--- START OF DATASET ---

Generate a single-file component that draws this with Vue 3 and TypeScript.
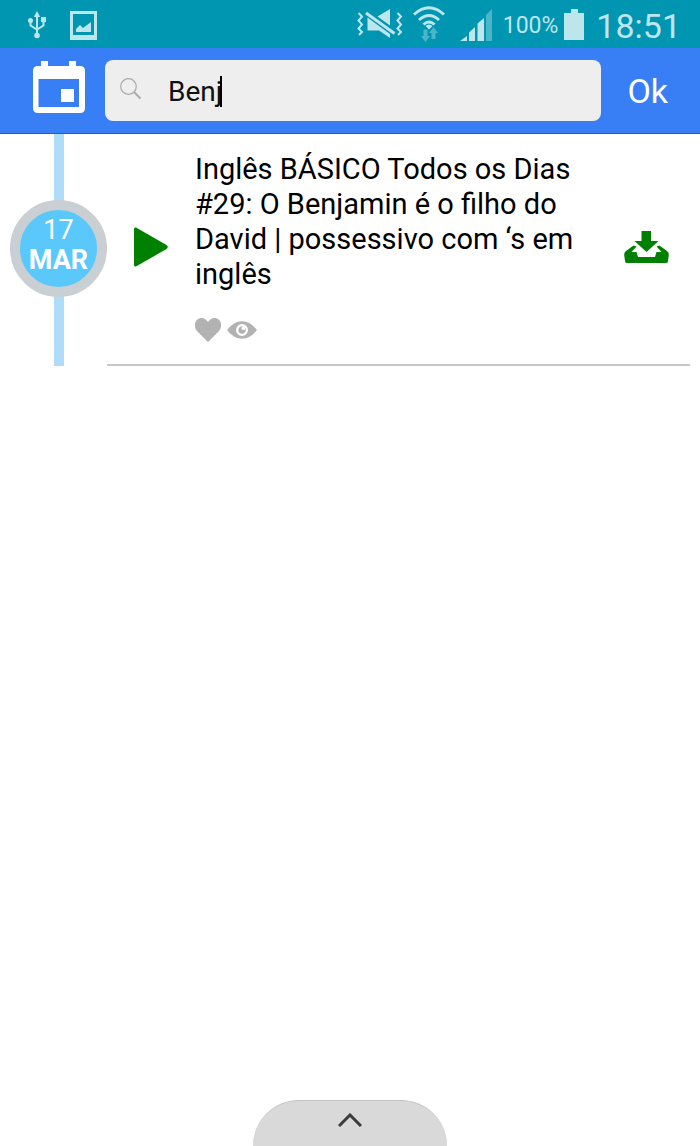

--- END OF DATASET ---
--- START OF DATASET ---

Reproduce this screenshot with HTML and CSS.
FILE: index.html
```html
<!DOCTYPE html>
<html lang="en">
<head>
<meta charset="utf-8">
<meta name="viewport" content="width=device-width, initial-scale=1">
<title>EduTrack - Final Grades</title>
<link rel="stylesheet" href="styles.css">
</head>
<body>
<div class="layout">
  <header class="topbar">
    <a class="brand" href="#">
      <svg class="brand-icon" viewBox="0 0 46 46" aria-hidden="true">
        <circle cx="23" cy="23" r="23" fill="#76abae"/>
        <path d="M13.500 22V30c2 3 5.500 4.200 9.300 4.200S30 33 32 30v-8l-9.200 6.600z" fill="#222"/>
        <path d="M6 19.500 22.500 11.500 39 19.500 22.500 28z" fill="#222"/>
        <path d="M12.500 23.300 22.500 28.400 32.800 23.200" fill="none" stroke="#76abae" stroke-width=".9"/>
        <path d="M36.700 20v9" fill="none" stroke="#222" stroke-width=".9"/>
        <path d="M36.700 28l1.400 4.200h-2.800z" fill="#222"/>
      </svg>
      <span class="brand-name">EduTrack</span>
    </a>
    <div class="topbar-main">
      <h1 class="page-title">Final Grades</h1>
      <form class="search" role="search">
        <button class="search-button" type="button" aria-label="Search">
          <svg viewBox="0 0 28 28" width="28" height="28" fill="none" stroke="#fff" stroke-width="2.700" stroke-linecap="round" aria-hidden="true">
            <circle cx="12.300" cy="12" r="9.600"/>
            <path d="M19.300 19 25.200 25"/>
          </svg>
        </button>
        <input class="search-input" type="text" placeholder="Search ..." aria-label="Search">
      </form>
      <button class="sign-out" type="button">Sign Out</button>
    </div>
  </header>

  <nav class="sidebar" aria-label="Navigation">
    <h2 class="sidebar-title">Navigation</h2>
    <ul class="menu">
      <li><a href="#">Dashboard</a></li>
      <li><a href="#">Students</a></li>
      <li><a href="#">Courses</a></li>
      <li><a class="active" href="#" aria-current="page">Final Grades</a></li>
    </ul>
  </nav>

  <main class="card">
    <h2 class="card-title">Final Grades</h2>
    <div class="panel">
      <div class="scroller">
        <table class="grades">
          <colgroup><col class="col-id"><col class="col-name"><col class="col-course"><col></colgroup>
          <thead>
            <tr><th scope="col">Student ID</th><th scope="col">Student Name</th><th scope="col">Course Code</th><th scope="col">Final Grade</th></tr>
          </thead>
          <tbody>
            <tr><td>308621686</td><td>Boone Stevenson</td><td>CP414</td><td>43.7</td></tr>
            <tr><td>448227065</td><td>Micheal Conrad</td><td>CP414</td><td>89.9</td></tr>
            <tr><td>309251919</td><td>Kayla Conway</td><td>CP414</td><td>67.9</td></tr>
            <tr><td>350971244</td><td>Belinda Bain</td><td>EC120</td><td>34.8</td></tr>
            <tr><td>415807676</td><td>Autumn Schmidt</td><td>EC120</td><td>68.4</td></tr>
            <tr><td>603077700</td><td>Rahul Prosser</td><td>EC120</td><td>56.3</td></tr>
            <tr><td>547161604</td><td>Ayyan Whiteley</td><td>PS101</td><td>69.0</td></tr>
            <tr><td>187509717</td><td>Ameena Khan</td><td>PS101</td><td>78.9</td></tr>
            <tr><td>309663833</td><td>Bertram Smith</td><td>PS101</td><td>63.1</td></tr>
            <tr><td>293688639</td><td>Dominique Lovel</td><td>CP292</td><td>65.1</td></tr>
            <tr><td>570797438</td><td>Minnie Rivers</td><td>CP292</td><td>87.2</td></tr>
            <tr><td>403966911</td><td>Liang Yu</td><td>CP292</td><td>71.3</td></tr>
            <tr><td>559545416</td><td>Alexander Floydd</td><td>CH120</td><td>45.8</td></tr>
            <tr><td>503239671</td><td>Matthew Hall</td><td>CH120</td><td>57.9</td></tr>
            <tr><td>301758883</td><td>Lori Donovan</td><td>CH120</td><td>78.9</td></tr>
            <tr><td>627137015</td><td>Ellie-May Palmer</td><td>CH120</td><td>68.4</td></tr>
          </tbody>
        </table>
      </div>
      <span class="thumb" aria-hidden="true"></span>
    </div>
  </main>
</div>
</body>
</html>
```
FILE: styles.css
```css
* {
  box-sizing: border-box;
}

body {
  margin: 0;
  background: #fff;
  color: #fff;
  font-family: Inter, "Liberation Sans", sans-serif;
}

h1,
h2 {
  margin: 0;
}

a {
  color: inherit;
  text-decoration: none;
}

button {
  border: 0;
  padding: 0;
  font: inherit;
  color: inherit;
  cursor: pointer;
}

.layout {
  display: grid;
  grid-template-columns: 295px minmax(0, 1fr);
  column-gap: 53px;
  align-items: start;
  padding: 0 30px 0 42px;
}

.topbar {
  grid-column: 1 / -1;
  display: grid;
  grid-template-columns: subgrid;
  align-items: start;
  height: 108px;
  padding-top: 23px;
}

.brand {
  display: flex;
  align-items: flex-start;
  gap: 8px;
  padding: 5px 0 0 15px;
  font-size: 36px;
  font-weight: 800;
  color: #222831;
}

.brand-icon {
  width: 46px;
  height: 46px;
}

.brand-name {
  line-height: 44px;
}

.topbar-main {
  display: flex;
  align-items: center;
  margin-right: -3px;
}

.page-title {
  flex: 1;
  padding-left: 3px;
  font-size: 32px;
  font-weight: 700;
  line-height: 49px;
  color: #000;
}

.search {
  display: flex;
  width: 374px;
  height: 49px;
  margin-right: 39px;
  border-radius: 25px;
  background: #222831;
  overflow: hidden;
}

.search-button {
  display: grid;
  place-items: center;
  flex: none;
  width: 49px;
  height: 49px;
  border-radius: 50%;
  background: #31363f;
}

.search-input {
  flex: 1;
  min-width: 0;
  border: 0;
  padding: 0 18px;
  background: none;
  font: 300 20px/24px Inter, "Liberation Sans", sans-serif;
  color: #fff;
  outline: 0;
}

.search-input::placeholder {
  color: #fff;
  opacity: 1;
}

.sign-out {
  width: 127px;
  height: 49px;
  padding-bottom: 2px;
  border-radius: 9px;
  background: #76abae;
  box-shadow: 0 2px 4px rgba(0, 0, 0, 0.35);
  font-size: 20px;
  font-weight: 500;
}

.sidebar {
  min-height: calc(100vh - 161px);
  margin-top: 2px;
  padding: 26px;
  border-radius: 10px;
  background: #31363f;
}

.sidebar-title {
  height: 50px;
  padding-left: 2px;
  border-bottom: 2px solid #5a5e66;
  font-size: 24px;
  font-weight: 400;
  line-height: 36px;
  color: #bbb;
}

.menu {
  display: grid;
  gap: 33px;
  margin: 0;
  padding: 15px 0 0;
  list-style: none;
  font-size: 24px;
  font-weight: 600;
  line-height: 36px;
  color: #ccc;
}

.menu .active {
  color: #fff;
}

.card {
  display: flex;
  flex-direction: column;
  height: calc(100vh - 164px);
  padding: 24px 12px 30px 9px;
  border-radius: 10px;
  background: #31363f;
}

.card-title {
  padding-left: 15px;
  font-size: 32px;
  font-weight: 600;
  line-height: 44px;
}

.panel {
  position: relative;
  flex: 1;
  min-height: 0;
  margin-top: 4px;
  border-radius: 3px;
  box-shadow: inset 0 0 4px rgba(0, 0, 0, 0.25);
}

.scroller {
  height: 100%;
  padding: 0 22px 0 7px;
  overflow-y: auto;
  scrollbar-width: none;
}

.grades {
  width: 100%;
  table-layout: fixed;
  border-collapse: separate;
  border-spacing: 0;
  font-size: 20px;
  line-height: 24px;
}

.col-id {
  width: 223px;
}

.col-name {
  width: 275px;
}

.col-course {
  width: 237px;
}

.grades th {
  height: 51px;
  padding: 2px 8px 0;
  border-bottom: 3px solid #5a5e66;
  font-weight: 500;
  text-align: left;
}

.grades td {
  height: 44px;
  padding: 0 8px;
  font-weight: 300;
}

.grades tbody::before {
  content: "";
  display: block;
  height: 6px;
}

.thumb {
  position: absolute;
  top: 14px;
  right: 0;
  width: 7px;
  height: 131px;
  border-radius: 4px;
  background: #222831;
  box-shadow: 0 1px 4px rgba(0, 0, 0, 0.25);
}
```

--- END OF DATASET ---
--- START OF DATASET ---

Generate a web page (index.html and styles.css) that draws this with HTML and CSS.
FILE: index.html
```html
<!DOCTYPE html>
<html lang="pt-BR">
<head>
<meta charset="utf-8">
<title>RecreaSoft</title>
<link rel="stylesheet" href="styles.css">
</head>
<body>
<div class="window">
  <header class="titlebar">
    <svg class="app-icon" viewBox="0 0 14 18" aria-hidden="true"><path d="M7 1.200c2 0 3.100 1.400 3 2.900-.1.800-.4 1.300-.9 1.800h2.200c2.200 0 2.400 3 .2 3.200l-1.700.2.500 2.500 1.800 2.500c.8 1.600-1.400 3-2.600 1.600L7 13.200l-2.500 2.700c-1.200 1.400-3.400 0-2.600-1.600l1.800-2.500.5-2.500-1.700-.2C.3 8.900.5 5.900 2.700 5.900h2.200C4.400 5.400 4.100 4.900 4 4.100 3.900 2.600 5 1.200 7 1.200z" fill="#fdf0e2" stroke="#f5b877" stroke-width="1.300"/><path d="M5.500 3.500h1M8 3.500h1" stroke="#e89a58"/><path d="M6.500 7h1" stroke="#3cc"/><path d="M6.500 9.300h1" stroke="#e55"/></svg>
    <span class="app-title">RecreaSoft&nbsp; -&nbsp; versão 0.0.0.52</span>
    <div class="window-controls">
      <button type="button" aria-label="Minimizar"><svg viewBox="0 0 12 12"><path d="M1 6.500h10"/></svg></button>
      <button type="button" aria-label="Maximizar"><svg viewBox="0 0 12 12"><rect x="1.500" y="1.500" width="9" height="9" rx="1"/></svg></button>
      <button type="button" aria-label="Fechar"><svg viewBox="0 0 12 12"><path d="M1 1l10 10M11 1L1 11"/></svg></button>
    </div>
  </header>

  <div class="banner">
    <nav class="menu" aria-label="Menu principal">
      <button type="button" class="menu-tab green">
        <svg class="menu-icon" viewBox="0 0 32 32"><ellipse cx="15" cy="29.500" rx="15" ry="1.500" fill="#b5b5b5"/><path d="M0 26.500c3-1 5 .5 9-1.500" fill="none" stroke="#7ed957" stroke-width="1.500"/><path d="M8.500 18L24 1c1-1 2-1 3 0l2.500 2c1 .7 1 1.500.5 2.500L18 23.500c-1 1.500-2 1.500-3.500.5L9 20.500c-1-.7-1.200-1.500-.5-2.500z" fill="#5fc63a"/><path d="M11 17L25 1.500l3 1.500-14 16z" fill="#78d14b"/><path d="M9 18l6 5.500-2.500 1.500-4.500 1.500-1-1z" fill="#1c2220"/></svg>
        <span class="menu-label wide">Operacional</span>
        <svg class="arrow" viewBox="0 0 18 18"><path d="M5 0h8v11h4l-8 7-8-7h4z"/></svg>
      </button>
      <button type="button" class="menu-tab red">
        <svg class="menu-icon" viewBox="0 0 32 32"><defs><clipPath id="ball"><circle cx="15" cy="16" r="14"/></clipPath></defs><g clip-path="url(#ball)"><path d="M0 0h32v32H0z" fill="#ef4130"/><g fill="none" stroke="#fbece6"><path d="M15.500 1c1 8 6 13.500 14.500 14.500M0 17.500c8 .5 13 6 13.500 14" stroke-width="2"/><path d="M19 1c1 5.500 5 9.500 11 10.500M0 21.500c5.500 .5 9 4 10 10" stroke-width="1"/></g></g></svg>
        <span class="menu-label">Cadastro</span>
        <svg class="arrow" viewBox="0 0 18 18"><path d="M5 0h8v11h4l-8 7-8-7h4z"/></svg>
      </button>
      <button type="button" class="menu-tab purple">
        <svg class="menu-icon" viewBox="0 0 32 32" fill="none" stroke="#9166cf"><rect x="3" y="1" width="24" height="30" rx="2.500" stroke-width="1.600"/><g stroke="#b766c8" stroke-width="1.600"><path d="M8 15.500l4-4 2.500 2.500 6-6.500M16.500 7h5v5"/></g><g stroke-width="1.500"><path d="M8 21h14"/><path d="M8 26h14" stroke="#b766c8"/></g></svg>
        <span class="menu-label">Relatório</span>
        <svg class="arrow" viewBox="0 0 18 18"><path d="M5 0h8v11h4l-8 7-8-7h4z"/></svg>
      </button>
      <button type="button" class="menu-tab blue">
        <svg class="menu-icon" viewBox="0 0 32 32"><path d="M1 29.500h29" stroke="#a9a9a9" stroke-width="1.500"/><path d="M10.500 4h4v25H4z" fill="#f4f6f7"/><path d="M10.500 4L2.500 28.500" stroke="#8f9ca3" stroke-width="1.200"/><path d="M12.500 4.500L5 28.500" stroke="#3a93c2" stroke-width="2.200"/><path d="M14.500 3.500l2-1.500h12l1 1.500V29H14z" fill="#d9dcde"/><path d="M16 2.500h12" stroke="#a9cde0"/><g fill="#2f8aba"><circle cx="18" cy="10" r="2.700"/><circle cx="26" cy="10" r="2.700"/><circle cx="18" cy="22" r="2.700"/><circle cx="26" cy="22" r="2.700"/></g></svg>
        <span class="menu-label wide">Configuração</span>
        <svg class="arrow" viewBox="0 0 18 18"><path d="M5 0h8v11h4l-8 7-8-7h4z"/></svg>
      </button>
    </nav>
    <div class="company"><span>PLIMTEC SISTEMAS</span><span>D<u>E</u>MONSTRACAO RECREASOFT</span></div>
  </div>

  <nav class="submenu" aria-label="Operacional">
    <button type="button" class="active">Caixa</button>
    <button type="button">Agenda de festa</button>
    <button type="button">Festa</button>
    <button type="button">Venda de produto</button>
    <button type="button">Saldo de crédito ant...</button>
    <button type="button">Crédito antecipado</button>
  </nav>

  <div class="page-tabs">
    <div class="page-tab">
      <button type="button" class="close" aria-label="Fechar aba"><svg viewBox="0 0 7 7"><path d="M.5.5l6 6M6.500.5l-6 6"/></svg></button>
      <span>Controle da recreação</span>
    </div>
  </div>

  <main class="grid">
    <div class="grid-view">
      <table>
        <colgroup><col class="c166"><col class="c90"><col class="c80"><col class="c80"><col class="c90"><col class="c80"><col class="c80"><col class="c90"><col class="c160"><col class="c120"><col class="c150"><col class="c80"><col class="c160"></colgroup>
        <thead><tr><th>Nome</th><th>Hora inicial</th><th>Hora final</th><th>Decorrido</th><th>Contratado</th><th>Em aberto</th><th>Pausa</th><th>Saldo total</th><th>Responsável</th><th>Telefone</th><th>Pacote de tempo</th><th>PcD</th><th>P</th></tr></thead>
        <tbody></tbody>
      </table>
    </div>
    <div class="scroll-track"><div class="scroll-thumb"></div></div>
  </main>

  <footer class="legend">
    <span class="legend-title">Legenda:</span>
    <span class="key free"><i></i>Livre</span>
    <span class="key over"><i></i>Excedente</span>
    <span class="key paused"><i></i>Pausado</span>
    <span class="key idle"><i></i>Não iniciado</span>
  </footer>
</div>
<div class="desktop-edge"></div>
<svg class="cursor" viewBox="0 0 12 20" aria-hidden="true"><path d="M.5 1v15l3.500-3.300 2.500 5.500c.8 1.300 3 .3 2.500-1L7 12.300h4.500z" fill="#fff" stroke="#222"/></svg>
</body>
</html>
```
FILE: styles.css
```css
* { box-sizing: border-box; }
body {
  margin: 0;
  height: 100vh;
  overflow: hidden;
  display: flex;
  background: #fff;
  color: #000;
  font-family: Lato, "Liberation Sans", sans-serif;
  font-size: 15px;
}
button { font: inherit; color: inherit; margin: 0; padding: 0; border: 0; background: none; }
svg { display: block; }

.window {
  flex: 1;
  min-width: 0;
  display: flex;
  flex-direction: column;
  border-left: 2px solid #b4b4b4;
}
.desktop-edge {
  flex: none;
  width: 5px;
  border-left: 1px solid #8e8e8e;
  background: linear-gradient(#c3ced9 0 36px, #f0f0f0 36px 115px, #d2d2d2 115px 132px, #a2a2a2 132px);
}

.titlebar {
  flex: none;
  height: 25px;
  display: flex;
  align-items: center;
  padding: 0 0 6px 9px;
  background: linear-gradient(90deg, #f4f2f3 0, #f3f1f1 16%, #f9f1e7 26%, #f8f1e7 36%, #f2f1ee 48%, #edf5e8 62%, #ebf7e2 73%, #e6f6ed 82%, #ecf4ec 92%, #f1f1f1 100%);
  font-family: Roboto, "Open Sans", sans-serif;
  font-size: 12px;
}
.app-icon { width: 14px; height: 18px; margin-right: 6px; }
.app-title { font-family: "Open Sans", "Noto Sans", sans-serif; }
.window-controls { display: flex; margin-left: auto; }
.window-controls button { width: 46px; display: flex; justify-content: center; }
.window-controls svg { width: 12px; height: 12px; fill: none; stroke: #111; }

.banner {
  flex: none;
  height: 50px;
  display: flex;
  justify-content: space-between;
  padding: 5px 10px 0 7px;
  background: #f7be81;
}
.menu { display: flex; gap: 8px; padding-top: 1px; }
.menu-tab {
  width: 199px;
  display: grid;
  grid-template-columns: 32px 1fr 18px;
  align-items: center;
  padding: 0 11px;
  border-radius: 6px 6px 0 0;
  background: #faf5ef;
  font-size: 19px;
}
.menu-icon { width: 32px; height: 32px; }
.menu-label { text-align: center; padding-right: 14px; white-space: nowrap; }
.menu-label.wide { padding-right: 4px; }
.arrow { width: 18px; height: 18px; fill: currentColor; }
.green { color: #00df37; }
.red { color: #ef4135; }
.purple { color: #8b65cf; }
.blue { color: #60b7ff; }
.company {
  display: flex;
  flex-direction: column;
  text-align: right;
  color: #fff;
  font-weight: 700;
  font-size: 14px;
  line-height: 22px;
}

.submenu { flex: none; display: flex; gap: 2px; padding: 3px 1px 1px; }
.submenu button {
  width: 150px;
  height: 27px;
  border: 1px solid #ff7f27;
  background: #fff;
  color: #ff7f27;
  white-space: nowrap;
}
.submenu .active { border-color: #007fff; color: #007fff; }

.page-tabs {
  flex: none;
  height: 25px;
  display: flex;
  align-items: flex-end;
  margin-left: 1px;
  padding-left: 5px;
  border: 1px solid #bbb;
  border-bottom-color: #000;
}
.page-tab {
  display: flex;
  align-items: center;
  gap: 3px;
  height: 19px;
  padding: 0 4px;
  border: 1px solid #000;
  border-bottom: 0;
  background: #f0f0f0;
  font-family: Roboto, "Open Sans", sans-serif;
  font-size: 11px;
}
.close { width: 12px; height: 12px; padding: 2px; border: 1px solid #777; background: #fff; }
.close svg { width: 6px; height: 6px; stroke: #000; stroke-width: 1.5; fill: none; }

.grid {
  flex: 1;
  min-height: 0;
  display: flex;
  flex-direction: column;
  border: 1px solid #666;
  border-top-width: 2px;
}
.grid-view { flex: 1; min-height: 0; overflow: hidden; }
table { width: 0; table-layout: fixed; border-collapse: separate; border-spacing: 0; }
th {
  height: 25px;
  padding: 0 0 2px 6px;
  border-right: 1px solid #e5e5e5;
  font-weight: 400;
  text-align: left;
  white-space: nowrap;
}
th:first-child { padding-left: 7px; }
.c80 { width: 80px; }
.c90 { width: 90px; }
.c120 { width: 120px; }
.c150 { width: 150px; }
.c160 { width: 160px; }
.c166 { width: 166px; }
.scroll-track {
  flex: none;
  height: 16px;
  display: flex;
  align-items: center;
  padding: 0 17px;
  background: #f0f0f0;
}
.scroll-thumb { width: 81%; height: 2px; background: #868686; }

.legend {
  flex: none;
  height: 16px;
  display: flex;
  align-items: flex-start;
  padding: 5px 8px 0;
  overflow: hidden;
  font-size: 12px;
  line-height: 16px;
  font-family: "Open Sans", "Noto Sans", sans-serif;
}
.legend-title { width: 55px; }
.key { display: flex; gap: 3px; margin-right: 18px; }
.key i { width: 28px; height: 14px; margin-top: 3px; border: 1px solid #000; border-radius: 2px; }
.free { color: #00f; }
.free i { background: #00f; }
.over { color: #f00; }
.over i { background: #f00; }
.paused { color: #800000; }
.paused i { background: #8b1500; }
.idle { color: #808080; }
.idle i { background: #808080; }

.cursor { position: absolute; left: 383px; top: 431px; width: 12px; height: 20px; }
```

--- END OF DATASET ---

**GOAL:**
Work out the number of lines above that include the string "draws" and write only that number.

**THE SOLUTION:**
2